To do this, we of course needed to improve our processes, but more importantly we had to truly engage the entire organization and put in place a new mindset. We began by educating employees about why a culture focused on outcomes and performance measurement was needed. Each employee was educated on how his or her role would change and front line managers received training on working with and understanding data.  

After gaining buy-in for our new culture, we moved on to improving processes. We started with the macro-level goal of reducing our length of stay then moved to examining the micro-level processes impacting the larger issue.
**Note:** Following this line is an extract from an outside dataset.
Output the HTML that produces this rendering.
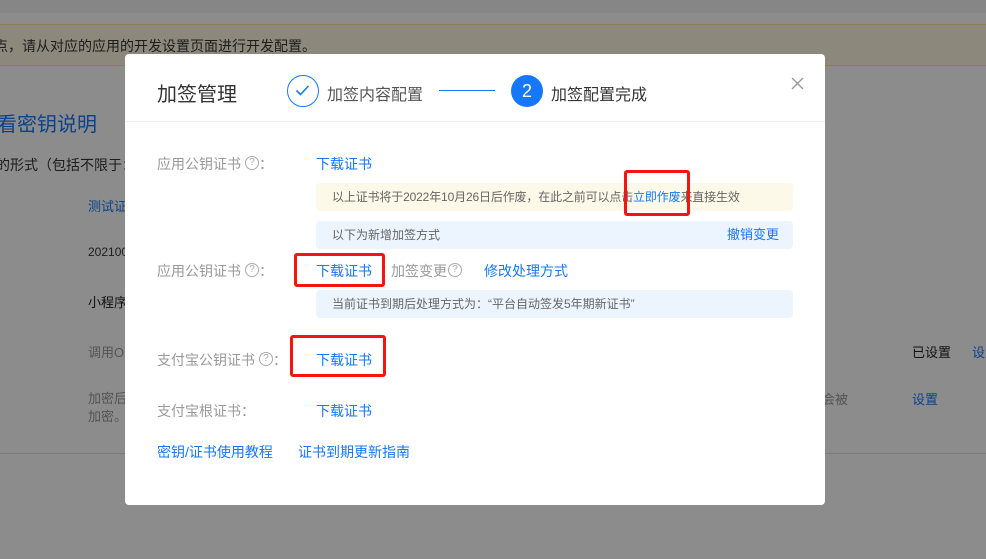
<!DOCTYPE html>
<html><head><meta charset="utf-8"><style>
*{margin:0;padding:0;box-sizing:border-box}
html,body{background:#8c8c8c}
body{width:986px;height:559px;overflow:hidden;position:relative;font-family:"Liberation Sans","Noto Sans CJK SC",sans-serif;}
.a{position:absolute;white-space:nowrap}
#m{position:absolute;left:125px;top:54px;width:700px;height:451px;background:#fff;border-radius:4px}
.lbl{color:#999;font-size:14px}
.lk{color:#1677ff;font-size:14px}
.q{display:inline-block;width:14px;height:14px;border:1.3px solid #aaa;border-radius:50%;font-size:10px;line-height:11px;text-align:center;color:#aaa;vertical-align:middle;position:relative;top:-2px;margin-left:4px}
.box{position:absolute;left:191px;width:477px;height:28px;border-radius:4px;font-size:12px;color:#666;line-height:28px;padding-left:16px}
.red{position:absolute;border:3px solid #f5140f;border-radius:3px}
</style></head><body>
<div class="a" style="left:0;top:0;width:986px;height:13px;background:#868686"></div>
<div class="a" style="left:0;top:24px;width:986px;height:42px;background:#8c887b;border-top:1px solid #8c7e4f;border-bottom:1px solid #8c7e4f"></div>
<div class="a" style="left:-6px;top:36px;font-size:14px;color:#1c1c1c">点，请从对应的应用的开发设置页面进行开发配置。</div>
<div class="a" style="left:-3px;top:108px;font-size:20px;color:#0c418c">看密钥说明</div>
<div class="a" style="left:-4px;top:155px;font-size:14px;color:#1c1c1c">的形式（包括不限于：</div>
<div class="a" style="left:88px;top:196px;font-size:13px;color:#0c418c">测试证书</div>
<div class="a" style="left:88px;top:245px;font-size:12px;color:#1c1c1c">20210000</div>
<div class="a" style="left:88px;top:292px;font-size:13px;color:#111">小程序</div>
<div class="a" style="left:88px;top:342px;font-size:13px;color:#545454">调用Op</div>
<div class="a" style="left:88px;top:390px;font-size:13px;color:#545454;line-height:18px">加密后<br>加密。</div>
<div class="a" style="left:822px;top:389px;font-size:13px;color:#545454">会被</div>
<div class="a" style="left:912px;top:342px;font-size:13px;color:#111">已设置</div>
<div class="a" style="left:972px;top:342px;font-size:13px;color:#0c418c">设置</div>
<div class="a" style="left:912px;top:389px;font-size:13px;color:#0c418c">设置</div>
<div class="a" style="left:0;top:453px;width:986px;height:1px;background:#7a7a7a"></div>
<div id="m">
 <div class="a" style="left:32px;top:24px;font-size:20px;color:#333">加签管理</div>
 <div class="a" style="left:162px;top:21px;width:32px;height:32px;border:1.5px solid #1677ff;border-radius:50%">
  <svg width="29" height="29" viewBox="0 0 29 29" style="position:absolute;left:0;top:0"><path d="M8.5 14.5l4 4 8-8.5" fill="none" stroke="#1677ff" stroke-width="1.6"/></svg></div>
 <div class="a" style="left:202px;top:27px;font-size:16px;color:#555">加签内容配置</div>
 <div class="a" style="left:314px;top:36px;width:56px;height:1px;background:#1677ff"></div>
 <div class="a" style="left:386px;top:21px;width:32px;height:32px;border-radius:50%;background:#1677ff;color:#fff;font-size:18px;line-height:32px;text-align:center">2</div>
 <div class="a" style="left:426px;top:27px;font-size:16px;color:#333">加签配置完成</div>
 <svg class="a" style="left:666px;top:23px" width="13" height="13"><path d="M1 1l11 11M12 1L1 12" stroke="#999" stroke-width="1.4"/></svg>
 <div class="a" style="left:0;top:67px;width:700px;height:1px;background:#eee"></div>

 <div class="a lbl" style="left:32px;top:100px">应用公钥证书<span class="q">?</span>：</div>
 <div class="a lk" style="left:191px;top:100px">下载证书</div>
 <div class="box" style="top:129px;background:#fcf9e8;letter-spacing:-0.15px">以上证书将于2022年10月26日后作废，在此之前可以点击<span style="color:#1677ff">立即作废</span>来直接生效</div>
 <div class="box" style="top:167px;background:#ecf4fe">以下为新增加签方式<span style="position:absolute;right:14px;color:#1677ff;font-size:13px">撤销变更</span></div>
 <div class="a lbl" style="left:32px;top:207px">应用公钥证书<span class="q">?</span>：</div>
 <div class="a lk" style="left:191px;top:207px">下载证书</div>
 <div class="a lbl" style="left:266px;top:207px">加签变更<span class="q" style="margin-left:1px">?</span></div>
 <div class="a lk" style="left:359px;top:207px">修改处理方式</div>
 <div class="box" style="top:236px;background:#ecf4fe">当前证书到期后处理方式为：“平台自动签发5年期新证书”</div>
 <div class="a lbl" style="left:32px;top:296px">支付宝公钥证书<span class="q">?</span>：</div>
 <div class="a lk" style="left:191px;top:296px">下载证书</div>
 <div class="a lbl" style="left:32px;top:347px">支付宝根证书：</div>
 <div class="a lk" style="left:191px;top:347px">下载证书</div>
 <div class="a lk" style="left:32px;top:388px">密钥/证书使用教程</div>
 <div class="a lk" style="left:173px;top:388px">证书到期更新指南</div>
</div>
<div class="red" style="left:624px;top:170px;width:66px;height:46px"></div>
<div class="red" style="left:294px;top:253px;width:91px;height:34px"></div>
<div class="red" style="left:290px;top:335px;width:96px;height:42px"></div>
</body></html>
For us, that meant essentially examining every process occurring during a patient's hospital stay — from admission to discharge.

A group comprised of senior leadership, front line management, industrial and logistical engineering and Lean Six Sigma consultants began by mapping out the entire timeline for a patient stay from the time the patient shows up at the ER or his or her physician requests an admission until the patient is discharged and the room is cleaned. The group broke down a stay into eight milestones, including 1) initial request for admission 2) bed assignment 3) initial physician order entry for patient, etc. Then, the team broke down every process between each milestone and brainstormed ways to make them more efficient. At this point, front-line employees were engaged and asked to offer additional ideas and critique. Tapping into these employees is critical because they are the ones that understand the processes completely.

Next, we put the new processes to the test, and we saw some major improvements. For example, the time between an initial request for admission and assigning a bed used to take about four hours and require up to eight phone calls. Now, the process takes 10 minutes and zero phone calls. We were able to achieve this by introducing a new technological platform and adjusting human processes around it. We've also had success around speeding up initial physician order entry. We've improved patient transport and nurse processes in a way that now enable us to require physicians to enter their initial orders for a patient within one hour of the patient getting to his or her bed. At other hospitals, this can take several hours or more. Each of these building blocks has helped us reach our macro goal of reducing length of stay; from 5.2 days to 4 days, and if you factor out our NICU, the average LOS is 3.5 days.

Continual improvement
Even though we've achieved our goals, we don't rest on our laurels; our new culture wouldn't have it — we're all about continual improvement now. Each week a small team of hospital leaders rounds on each unit in the hospital to look at performance against process and outcomes benchmarks and address any variation. They ask questions such as, "What are the barriers keeping us from not hitting the target?" and "What can we do as a team to move the needle?"

The initiative has been so successful that Mercy, our parent organization, is deploying our process across its seven hospitals, and Catholic Health Partners, Mercy’s parent organization, is implementing the platform in its other regions

While we didn't develop the initiative in response to healthcare reform, we believe it positions us well to meet reform's demands. Our organization is now keenly focused on high quality care without error, and that very closely mirrors the aim of reform. Additionally, our culture is nimble and the processes we have put in place for continual improvement are robust. The number of core measures we must meet will almost certainly expand, and how our society defines value could change as well. We at Mercy feel confident we'll meet the future demands government and payors place on us because of our culture and the employees within it.

Imran Andrabi, MD, currently serves as president and CEO of Mercy St. Vincent Medical Center in Toledo, Ohio. He is a diplomat of the American Board of Family Medicine and the American Board of Managed Care Medicine.